[Records with interface code]
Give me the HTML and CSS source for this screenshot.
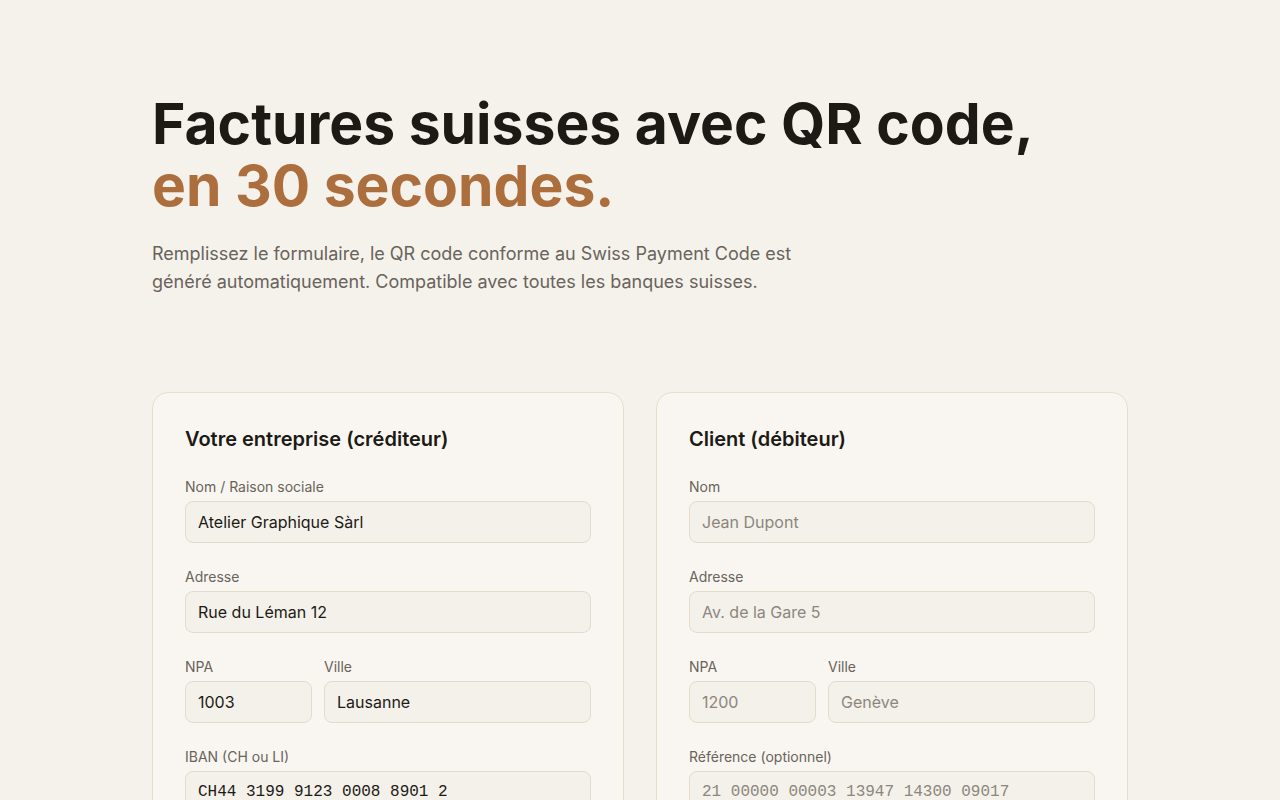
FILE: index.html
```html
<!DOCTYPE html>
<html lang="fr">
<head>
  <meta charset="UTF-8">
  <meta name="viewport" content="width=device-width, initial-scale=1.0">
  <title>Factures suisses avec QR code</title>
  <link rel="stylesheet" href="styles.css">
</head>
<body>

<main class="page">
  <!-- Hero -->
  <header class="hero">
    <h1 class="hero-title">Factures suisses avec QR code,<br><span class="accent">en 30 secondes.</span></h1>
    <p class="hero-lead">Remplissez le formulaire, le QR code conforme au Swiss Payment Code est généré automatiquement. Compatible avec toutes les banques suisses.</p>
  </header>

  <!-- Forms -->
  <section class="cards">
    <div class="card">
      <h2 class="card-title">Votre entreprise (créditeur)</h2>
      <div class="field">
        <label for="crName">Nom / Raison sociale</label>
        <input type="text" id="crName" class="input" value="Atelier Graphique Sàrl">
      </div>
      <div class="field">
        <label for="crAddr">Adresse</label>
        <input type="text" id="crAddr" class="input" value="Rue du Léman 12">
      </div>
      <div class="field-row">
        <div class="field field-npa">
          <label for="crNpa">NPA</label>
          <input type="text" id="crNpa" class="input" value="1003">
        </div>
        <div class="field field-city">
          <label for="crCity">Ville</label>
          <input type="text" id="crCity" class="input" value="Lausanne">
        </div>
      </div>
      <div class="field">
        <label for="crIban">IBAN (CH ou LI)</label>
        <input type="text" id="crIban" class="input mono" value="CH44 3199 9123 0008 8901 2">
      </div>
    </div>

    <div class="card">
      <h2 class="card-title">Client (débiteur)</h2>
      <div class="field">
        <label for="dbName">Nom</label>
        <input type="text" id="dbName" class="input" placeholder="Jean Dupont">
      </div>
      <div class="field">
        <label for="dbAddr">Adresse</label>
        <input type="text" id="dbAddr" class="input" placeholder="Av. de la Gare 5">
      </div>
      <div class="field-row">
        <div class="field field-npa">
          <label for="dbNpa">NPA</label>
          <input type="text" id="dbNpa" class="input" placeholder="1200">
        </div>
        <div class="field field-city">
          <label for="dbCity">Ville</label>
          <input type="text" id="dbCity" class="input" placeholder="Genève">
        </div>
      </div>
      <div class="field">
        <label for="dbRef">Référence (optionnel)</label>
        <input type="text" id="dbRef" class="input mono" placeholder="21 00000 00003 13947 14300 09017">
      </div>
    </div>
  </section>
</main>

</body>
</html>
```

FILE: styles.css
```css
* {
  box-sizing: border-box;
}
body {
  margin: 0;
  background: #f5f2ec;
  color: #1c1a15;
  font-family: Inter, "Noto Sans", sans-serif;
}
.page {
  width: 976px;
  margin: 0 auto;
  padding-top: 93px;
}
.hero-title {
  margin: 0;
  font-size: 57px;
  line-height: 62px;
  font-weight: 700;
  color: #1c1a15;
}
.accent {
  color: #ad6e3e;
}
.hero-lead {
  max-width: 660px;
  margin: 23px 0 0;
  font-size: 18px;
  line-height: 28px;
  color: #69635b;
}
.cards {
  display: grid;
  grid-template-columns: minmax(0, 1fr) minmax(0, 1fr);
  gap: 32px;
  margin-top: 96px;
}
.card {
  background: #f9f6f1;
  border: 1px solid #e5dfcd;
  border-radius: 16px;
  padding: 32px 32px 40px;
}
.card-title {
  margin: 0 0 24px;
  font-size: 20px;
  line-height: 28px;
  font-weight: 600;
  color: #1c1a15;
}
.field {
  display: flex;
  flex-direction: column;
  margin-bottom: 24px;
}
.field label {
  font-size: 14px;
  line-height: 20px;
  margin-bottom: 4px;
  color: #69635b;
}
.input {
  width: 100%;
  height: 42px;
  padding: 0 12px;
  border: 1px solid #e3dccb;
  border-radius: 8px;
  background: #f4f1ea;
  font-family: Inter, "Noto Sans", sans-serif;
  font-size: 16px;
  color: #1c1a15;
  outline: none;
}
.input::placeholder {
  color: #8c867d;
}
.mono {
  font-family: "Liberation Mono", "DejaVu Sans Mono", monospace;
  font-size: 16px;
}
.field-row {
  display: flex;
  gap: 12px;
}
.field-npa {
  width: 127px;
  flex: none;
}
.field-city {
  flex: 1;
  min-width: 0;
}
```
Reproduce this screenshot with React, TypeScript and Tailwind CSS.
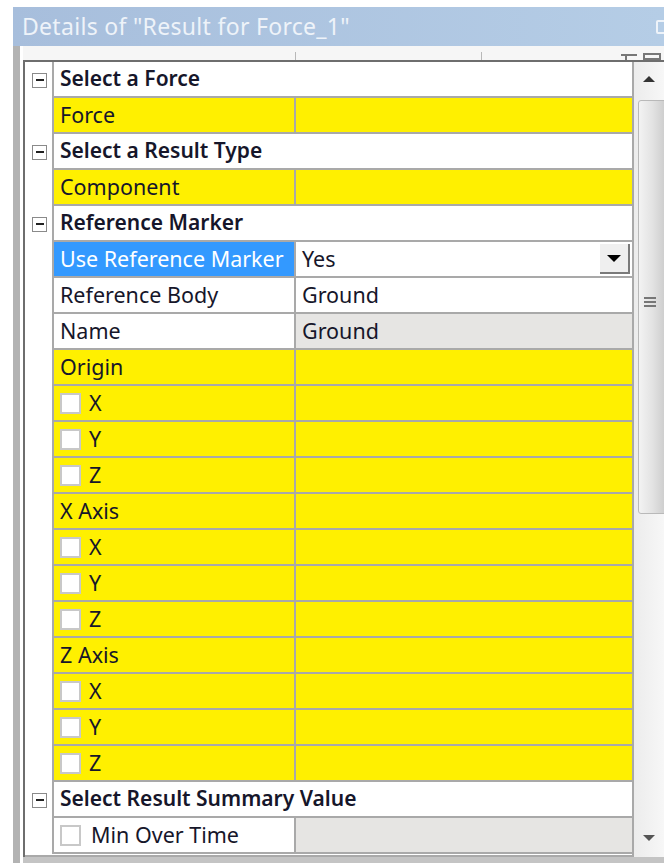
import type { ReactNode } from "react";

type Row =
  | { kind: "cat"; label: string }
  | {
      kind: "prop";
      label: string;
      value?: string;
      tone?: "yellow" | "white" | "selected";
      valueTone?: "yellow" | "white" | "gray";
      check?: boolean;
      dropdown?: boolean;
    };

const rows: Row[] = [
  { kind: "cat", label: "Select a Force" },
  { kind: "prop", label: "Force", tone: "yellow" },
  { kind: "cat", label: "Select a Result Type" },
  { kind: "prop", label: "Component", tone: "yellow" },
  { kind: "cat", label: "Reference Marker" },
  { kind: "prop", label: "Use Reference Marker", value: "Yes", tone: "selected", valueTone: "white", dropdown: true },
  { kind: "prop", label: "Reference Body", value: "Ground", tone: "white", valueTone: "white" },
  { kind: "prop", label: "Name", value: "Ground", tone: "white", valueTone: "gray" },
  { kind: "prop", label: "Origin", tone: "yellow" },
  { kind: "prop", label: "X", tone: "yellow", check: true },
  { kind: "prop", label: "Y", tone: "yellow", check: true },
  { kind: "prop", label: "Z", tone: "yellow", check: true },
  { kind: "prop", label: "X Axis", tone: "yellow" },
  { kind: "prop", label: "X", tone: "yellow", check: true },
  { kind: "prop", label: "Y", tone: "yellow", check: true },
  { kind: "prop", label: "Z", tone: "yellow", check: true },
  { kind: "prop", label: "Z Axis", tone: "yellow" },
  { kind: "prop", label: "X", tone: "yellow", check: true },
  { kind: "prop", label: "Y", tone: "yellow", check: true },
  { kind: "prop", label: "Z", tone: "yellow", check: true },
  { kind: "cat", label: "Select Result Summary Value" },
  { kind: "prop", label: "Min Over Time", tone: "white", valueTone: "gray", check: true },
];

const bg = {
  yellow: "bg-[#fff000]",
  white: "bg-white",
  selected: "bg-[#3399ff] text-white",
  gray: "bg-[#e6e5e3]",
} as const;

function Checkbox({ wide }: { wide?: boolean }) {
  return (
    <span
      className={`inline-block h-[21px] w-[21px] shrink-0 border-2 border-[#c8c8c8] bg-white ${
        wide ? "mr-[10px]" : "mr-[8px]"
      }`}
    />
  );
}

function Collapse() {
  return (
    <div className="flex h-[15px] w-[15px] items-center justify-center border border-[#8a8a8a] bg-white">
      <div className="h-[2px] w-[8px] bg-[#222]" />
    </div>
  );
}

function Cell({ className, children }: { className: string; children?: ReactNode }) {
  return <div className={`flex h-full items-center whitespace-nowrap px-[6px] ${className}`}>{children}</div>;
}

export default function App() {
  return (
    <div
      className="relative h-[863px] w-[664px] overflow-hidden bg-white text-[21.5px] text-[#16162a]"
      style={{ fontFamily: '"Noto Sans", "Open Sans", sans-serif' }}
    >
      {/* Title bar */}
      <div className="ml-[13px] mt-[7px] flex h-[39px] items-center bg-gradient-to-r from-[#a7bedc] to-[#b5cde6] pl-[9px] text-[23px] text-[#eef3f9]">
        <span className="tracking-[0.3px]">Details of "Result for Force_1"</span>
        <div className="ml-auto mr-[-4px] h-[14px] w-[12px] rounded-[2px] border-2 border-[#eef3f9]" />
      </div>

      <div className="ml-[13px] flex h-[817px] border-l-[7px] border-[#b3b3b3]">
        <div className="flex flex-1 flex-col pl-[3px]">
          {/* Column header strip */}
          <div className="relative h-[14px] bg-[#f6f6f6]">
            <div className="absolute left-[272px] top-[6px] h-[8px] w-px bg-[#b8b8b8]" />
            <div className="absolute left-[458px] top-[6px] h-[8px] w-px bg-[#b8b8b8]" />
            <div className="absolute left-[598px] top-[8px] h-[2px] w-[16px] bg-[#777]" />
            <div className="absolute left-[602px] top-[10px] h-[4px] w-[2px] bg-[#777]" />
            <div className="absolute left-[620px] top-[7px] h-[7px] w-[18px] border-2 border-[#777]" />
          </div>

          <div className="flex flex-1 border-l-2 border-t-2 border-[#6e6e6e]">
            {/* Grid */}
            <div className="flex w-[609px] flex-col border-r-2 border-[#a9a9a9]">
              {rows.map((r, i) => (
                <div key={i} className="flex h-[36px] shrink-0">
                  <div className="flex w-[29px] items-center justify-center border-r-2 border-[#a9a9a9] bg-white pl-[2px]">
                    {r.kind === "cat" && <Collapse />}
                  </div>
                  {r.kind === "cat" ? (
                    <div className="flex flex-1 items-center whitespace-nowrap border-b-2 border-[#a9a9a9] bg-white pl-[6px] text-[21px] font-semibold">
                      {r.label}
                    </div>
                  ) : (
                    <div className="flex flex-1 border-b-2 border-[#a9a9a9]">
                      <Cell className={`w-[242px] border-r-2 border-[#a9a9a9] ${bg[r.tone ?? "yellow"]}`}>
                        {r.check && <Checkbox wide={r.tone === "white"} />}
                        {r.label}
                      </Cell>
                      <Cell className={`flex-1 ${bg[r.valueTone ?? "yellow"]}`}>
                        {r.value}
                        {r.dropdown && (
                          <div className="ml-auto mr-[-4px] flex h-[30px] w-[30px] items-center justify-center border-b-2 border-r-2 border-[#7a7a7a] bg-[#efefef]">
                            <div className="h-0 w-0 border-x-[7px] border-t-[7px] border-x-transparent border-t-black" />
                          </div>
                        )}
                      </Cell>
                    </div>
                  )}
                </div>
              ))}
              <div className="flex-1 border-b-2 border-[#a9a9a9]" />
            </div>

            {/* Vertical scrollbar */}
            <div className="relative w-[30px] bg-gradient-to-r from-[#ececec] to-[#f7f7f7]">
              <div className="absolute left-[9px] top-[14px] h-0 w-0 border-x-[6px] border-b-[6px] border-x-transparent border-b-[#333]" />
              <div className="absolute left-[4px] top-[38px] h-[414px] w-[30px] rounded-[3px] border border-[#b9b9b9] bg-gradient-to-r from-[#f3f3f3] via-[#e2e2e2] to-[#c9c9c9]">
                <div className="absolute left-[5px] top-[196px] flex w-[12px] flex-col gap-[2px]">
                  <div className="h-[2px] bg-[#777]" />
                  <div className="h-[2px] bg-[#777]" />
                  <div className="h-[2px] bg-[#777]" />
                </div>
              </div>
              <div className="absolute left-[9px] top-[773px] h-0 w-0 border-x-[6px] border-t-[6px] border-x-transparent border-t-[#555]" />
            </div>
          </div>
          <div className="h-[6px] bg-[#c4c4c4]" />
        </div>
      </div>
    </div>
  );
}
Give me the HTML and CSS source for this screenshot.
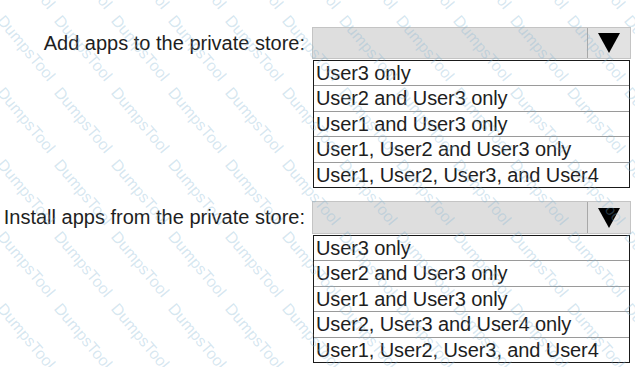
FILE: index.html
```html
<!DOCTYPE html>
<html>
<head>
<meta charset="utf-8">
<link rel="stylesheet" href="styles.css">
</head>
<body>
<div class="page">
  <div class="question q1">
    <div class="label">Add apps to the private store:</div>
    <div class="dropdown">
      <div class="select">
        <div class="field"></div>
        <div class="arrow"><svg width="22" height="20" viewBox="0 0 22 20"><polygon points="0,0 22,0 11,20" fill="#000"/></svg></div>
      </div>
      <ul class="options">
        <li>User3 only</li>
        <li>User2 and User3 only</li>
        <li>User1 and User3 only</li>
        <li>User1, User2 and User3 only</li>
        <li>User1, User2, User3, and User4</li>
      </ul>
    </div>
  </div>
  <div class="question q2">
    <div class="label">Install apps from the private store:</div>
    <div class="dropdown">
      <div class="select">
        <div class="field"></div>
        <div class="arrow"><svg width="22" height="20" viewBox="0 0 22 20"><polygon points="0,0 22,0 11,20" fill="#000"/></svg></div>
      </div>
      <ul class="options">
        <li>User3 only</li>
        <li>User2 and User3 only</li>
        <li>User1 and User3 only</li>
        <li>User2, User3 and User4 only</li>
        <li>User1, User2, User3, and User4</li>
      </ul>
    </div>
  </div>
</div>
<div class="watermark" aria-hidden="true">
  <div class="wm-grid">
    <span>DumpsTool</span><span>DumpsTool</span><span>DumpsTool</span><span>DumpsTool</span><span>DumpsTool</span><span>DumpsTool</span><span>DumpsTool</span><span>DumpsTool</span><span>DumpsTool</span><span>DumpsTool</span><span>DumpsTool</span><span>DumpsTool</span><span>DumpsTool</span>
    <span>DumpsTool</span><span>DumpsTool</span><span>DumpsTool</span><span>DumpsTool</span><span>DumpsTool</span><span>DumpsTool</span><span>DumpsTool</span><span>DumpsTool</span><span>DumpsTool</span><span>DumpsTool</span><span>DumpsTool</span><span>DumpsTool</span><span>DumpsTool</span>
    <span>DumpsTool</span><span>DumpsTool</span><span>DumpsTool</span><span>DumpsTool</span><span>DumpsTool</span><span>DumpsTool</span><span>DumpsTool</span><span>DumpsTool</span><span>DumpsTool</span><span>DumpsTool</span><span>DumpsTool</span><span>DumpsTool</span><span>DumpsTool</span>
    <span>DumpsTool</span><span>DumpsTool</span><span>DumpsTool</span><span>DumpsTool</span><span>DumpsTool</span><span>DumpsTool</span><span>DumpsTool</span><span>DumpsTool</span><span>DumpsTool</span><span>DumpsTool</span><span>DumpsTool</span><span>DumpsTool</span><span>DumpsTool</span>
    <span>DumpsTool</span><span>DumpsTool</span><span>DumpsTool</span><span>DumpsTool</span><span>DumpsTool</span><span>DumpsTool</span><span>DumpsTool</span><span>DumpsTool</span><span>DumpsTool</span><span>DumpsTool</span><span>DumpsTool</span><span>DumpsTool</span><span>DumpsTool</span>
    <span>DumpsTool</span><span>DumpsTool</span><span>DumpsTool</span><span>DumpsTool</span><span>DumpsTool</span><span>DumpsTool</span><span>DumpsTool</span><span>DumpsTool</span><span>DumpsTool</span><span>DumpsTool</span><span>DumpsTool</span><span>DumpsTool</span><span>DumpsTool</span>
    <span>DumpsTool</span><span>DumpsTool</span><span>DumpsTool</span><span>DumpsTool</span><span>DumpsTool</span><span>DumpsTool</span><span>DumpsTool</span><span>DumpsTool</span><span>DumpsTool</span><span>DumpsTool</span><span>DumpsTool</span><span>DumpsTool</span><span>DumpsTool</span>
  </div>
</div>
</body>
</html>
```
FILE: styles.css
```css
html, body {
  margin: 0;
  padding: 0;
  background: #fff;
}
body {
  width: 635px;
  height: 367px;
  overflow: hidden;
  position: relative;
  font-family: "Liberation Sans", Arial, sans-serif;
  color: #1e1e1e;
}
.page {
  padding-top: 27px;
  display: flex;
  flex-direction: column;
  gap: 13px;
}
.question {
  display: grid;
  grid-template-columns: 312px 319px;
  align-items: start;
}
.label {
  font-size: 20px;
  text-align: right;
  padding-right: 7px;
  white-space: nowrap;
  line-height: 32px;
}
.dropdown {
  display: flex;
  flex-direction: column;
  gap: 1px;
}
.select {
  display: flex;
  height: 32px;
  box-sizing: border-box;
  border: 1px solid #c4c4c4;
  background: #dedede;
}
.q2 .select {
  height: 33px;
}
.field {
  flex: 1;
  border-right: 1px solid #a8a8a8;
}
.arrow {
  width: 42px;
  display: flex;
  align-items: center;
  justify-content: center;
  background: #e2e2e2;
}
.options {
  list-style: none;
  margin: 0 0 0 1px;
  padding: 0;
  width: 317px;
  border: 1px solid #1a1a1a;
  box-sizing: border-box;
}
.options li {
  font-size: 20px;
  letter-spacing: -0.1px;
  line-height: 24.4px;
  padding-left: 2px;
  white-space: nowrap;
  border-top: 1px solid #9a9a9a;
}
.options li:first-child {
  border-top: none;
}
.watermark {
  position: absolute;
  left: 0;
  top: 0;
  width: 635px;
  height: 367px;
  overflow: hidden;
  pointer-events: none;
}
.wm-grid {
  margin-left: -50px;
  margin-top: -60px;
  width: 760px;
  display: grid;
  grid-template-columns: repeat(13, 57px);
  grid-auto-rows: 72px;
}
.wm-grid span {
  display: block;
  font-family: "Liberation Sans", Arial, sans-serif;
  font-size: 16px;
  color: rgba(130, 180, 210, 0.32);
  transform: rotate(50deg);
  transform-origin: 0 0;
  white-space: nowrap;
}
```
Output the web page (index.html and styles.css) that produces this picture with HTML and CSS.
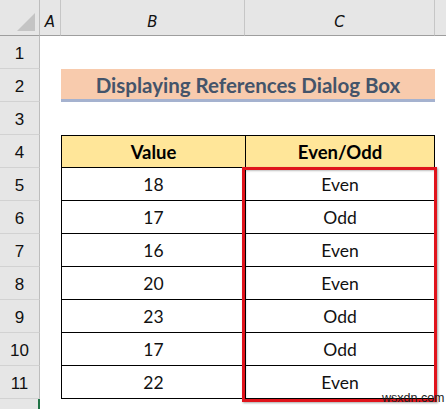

- _Your instructions_: Copy down every line of the entries containing the word "page".

- _Worked answer_:
<main class="page">
.page {
<div class="page">
.page {
Output the web page (index.html and styles.css) that produces this picture with HTML and CSS.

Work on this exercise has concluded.